**WORK REQUIRED:**
Copy from the first line below down to and including the line with "icons ---------- */". Skip the pictures.

Start of SUPPLIED INFORMATION

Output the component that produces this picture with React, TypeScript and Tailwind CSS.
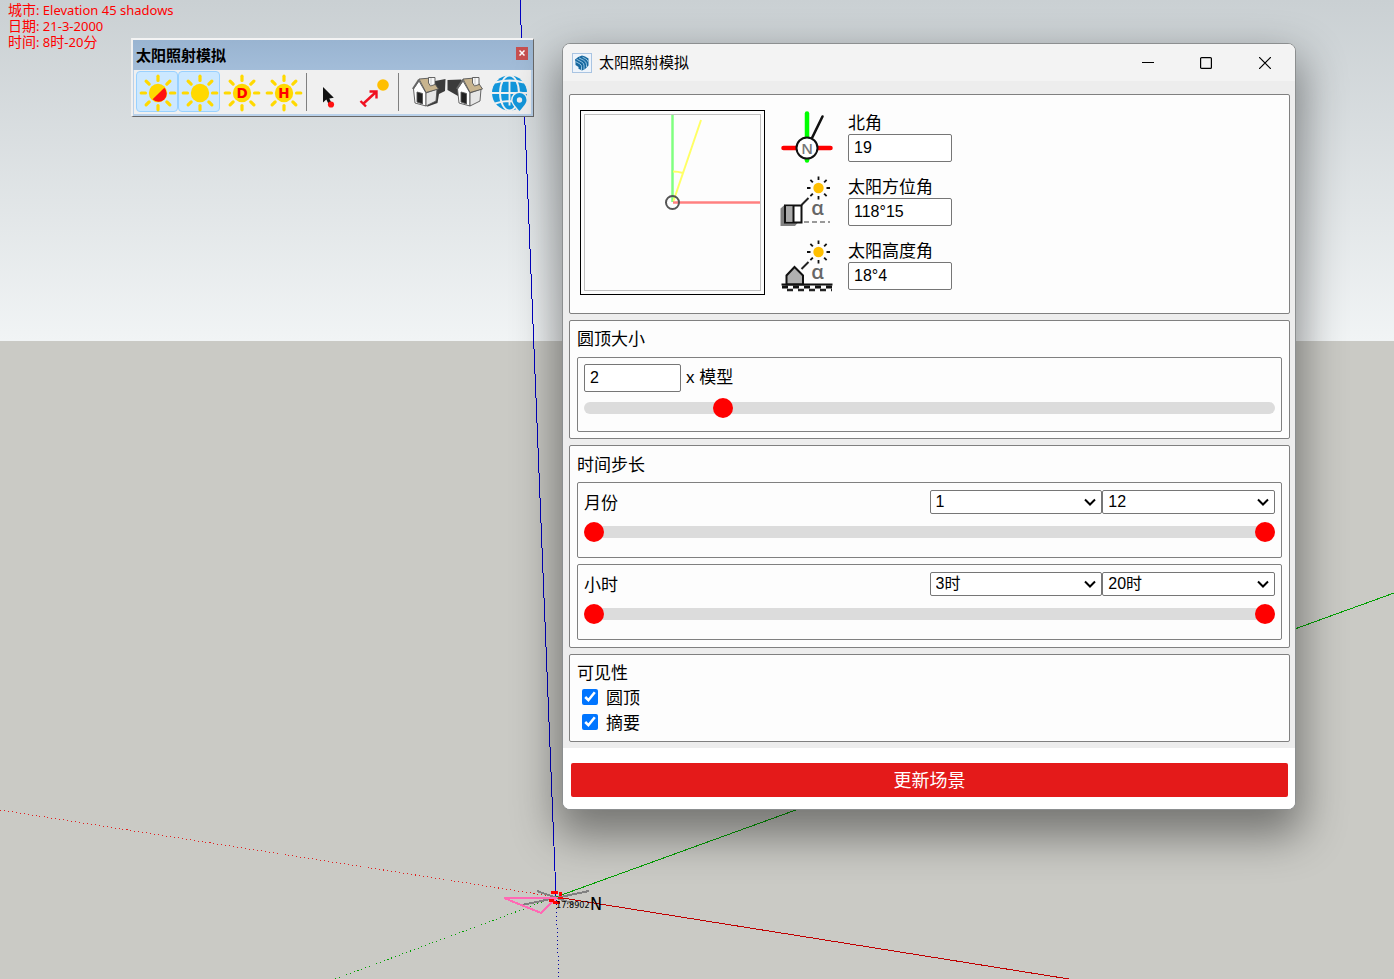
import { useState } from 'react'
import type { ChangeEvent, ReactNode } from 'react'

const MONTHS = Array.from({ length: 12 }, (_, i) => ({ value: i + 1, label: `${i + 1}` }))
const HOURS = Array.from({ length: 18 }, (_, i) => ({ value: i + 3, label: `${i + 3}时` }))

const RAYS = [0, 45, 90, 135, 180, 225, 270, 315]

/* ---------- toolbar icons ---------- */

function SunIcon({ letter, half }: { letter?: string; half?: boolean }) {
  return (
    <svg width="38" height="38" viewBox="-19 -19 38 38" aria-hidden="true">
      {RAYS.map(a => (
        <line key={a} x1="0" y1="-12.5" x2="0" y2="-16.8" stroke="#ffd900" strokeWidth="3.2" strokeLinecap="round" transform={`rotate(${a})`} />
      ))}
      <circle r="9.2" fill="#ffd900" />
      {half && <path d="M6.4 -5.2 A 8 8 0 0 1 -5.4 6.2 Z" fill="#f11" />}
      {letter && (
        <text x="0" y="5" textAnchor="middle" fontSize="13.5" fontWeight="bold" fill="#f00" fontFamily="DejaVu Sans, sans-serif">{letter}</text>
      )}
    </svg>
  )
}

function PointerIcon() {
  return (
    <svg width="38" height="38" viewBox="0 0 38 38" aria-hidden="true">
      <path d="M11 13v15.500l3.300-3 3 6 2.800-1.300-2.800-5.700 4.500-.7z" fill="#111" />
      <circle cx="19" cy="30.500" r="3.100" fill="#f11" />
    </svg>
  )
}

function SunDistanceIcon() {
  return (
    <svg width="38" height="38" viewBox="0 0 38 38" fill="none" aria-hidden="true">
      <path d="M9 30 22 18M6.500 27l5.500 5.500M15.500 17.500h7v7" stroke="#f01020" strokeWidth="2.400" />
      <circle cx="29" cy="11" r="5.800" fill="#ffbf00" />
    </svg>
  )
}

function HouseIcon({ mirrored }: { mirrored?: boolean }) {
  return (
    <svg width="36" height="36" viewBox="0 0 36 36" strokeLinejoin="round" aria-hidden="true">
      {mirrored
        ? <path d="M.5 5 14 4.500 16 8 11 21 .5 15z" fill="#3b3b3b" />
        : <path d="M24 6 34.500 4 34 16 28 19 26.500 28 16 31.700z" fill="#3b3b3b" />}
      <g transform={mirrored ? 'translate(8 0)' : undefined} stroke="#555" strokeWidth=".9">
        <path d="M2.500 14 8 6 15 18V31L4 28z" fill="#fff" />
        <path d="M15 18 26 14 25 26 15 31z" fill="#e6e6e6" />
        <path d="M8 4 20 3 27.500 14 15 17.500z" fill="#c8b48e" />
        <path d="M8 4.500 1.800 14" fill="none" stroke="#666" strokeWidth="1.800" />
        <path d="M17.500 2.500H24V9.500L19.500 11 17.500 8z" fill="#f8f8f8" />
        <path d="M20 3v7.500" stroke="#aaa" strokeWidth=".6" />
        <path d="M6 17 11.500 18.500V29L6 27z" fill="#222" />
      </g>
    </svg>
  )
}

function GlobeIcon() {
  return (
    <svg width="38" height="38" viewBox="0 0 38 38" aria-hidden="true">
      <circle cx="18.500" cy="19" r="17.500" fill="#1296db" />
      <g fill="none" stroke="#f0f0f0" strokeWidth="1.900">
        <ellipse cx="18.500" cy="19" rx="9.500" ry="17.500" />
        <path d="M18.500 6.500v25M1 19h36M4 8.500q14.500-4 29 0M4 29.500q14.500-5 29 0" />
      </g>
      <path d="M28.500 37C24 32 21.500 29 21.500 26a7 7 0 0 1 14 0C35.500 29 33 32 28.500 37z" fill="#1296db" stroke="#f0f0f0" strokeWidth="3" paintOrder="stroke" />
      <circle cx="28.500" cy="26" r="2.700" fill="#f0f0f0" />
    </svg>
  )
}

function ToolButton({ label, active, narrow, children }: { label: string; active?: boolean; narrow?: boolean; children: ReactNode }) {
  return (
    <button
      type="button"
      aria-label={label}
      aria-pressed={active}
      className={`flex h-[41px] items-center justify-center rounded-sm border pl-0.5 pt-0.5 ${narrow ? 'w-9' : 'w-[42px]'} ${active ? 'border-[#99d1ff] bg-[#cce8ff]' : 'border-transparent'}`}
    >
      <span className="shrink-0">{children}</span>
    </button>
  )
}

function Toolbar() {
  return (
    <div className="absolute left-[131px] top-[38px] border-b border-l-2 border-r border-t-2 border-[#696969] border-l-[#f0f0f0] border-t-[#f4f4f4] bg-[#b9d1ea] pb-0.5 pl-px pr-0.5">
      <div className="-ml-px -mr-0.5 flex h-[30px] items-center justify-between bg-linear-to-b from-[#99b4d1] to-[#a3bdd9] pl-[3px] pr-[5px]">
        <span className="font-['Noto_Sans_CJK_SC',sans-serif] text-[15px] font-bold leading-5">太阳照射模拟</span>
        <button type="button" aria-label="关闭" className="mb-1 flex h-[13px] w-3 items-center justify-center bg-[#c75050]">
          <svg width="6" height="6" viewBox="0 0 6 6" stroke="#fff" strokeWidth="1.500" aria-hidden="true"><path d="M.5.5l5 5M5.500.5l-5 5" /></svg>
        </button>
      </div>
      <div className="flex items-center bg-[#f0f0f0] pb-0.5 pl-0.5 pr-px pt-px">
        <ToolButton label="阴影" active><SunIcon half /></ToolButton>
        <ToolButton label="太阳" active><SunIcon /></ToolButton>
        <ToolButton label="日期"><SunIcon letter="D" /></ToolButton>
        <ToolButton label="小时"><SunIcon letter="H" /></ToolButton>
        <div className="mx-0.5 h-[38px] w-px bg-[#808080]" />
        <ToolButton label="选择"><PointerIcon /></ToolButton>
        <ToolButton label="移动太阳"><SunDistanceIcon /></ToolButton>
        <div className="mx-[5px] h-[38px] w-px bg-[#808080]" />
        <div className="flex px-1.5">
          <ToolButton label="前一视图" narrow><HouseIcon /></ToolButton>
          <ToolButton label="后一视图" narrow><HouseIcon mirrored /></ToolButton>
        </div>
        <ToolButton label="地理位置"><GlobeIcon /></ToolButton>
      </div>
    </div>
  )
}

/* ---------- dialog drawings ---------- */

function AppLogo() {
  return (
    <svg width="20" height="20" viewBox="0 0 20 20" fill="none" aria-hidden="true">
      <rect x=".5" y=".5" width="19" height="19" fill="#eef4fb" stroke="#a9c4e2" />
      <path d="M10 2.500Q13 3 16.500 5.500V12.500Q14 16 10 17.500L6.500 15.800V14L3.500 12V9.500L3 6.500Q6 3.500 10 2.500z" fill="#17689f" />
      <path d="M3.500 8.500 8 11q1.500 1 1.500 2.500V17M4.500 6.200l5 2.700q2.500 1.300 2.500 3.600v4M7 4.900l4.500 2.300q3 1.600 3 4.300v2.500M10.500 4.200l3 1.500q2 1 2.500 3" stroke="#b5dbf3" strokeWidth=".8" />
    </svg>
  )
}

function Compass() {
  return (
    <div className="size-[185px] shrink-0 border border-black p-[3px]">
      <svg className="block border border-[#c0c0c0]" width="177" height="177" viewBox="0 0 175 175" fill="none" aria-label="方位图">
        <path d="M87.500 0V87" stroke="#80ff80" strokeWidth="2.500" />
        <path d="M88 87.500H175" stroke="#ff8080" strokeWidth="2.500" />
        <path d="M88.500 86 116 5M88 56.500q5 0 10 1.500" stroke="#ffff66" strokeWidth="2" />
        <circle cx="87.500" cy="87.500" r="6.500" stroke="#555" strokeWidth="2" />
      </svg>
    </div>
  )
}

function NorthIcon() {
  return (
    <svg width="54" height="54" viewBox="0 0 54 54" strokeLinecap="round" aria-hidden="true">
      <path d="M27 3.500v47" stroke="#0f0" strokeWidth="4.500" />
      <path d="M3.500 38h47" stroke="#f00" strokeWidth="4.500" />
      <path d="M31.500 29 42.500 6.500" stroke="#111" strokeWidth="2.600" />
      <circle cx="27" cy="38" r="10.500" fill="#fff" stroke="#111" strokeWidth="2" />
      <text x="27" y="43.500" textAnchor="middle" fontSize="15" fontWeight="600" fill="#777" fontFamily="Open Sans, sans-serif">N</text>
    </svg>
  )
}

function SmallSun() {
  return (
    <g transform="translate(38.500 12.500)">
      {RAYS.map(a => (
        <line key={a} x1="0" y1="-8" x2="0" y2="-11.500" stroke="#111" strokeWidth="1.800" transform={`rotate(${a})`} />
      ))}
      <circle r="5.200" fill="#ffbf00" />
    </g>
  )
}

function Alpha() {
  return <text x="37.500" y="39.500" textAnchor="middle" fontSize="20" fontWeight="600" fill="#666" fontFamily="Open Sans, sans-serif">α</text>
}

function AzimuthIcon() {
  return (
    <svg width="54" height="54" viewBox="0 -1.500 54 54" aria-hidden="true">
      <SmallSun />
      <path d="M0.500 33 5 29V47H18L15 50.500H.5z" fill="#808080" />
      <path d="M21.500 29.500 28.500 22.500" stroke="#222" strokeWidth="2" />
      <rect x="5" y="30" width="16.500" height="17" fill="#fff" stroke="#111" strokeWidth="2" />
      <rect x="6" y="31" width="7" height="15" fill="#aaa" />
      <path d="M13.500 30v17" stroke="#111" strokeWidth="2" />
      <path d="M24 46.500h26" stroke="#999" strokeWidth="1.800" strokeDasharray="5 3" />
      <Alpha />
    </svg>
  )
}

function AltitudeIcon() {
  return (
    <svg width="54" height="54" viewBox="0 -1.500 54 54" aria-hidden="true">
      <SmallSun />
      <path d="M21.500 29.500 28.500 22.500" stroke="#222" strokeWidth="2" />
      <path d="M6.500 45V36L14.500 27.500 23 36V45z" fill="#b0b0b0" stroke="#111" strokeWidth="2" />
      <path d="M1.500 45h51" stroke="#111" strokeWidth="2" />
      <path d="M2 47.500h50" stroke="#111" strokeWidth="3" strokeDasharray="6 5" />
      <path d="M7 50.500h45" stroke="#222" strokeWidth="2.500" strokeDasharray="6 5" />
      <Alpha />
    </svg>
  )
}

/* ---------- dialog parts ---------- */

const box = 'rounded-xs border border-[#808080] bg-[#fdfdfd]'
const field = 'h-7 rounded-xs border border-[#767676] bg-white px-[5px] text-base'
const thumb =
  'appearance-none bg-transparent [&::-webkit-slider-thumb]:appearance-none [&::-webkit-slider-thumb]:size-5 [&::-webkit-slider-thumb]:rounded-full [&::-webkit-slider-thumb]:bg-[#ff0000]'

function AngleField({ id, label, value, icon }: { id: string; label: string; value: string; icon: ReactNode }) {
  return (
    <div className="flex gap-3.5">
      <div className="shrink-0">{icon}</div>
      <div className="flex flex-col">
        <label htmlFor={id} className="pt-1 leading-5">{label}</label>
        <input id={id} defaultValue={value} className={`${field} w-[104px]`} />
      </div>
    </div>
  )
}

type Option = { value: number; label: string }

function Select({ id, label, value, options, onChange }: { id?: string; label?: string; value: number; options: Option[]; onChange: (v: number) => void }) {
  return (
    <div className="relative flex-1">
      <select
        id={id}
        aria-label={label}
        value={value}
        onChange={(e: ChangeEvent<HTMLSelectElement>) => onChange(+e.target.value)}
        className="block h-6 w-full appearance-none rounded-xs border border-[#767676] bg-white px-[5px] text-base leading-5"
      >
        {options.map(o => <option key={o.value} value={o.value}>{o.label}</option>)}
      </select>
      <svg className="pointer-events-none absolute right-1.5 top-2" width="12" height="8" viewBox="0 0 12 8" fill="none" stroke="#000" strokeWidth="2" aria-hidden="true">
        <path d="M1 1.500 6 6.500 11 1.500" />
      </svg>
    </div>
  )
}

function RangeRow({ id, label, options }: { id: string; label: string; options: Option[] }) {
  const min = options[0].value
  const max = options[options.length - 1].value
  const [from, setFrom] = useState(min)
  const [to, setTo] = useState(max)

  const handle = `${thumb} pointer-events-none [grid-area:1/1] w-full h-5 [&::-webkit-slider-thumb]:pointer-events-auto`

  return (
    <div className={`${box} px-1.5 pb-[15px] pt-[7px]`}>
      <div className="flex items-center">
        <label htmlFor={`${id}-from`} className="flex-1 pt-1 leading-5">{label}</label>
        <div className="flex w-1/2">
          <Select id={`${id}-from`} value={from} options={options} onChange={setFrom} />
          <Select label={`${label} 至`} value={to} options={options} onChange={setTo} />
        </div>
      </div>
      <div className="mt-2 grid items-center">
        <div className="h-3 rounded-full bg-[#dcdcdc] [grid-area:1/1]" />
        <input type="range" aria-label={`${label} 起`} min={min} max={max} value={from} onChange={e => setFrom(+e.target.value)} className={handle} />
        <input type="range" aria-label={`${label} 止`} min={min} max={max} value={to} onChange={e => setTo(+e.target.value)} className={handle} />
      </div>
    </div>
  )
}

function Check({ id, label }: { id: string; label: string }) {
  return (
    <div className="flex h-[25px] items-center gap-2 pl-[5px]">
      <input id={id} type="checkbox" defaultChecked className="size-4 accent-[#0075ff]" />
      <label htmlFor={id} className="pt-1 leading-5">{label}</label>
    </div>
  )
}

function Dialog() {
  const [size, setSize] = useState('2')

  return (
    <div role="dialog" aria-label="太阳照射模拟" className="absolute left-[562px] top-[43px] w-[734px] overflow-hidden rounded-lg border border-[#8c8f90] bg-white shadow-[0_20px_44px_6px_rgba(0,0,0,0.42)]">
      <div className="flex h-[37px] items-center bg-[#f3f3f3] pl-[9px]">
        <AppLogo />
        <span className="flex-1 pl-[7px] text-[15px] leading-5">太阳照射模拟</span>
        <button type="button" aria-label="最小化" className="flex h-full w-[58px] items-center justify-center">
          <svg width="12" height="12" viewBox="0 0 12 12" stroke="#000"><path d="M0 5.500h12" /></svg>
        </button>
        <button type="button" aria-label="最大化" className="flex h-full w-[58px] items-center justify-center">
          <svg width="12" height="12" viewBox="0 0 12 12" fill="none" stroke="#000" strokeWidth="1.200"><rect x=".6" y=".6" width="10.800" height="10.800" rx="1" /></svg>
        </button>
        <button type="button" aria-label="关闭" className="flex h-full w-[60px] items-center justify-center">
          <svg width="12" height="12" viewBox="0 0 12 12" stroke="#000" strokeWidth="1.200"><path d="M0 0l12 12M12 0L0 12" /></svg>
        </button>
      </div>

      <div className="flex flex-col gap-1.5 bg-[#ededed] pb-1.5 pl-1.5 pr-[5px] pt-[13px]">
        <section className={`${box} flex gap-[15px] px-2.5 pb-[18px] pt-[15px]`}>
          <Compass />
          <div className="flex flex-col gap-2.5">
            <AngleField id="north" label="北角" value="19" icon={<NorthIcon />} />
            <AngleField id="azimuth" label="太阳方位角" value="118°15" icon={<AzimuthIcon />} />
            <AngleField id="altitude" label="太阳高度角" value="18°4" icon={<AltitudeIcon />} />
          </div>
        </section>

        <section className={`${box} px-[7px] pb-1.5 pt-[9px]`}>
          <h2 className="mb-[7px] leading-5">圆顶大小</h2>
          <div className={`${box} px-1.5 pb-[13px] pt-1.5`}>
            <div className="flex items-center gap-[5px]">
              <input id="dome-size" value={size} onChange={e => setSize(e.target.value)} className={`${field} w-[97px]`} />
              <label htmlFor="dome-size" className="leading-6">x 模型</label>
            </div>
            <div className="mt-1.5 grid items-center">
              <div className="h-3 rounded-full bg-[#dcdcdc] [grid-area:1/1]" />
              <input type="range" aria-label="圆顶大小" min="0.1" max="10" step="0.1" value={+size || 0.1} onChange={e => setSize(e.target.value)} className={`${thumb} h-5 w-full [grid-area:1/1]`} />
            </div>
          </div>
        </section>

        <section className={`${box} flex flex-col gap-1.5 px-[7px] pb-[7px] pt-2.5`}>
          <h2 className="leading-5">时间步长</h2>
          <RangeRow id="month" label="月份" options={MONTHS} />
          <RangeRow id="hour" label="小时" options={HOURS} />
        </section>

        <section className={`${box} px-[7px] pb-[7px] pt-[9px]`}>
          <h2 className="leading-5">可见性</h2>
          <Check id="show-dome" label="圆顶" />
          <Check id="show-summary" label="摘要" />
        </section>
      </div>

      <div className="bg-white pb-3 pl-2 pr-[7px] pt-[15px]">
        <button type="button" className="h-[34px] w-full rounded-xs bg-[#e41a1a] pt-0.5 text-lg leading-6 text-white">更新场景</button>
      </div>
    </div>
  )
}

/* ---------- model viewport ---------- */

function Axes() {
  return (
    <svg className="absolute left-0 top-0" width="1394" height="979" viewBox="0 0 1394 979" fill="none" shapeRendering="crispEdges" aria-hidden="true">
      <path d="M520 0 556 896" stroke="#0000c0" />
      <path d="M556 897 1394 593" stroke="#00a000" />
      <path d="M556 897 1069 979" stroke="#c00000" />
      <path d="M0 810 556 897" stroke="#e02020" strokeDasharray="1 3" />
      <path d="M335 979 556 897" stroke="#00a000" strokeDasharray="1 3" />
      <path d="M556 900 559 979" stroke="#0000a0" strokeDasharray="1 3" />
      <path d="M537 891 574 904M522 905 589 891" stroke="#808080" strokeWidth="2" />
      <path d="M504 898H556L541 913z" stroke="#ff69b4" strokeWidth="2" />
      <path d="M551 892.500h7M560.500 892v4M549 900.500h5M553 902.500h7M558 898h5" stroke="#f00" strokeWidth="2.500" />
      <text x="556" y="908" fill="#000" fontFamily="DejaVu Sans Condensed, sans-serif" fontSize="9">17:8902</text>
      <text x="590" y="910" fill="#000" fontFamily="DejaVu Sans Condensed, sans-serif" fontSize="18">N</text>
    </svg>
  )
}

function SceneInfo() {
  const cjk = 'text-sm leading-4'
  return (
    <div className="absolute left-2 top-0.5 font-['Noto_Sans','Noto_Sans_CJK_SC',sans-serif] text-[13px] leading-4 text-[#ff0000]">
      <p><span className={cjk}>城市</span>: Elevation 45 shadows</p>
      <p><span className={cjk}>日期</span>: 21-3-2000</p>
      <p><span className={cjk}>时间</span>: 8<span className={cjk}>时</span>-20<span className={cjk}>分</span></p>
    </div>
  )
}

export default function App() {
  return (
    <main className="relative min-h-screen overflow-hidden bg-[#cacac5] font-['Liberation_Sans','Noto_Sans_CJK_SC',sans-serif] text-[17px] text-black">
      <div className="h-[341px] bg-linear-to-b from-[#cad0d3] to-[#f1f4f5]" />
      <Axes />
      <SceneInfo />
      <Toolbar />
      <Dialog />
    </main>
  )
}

End of SUPPLIED INFORMATION

**PROBLEM SOLUTION:**
Output the component that produces this picture with React, TypeScript and Tailwind CSS.
import { useState } from 'react'
import type { ChangeEvent, ReactNode } from 'react'

const MONTHS = Array.from({ length: 12 }, (_, i) => ({ value: i + 1, label: `${i + 1}` }))
const HOURS = Array.from({ length: 18 }, (_, i) => ({ value: i + 3, label: `${i + 3}时` }))

const RAYS = [0, 45, 90, 135, 180, 225, 270, 315]

/* ---------- toolbar icons ---------- */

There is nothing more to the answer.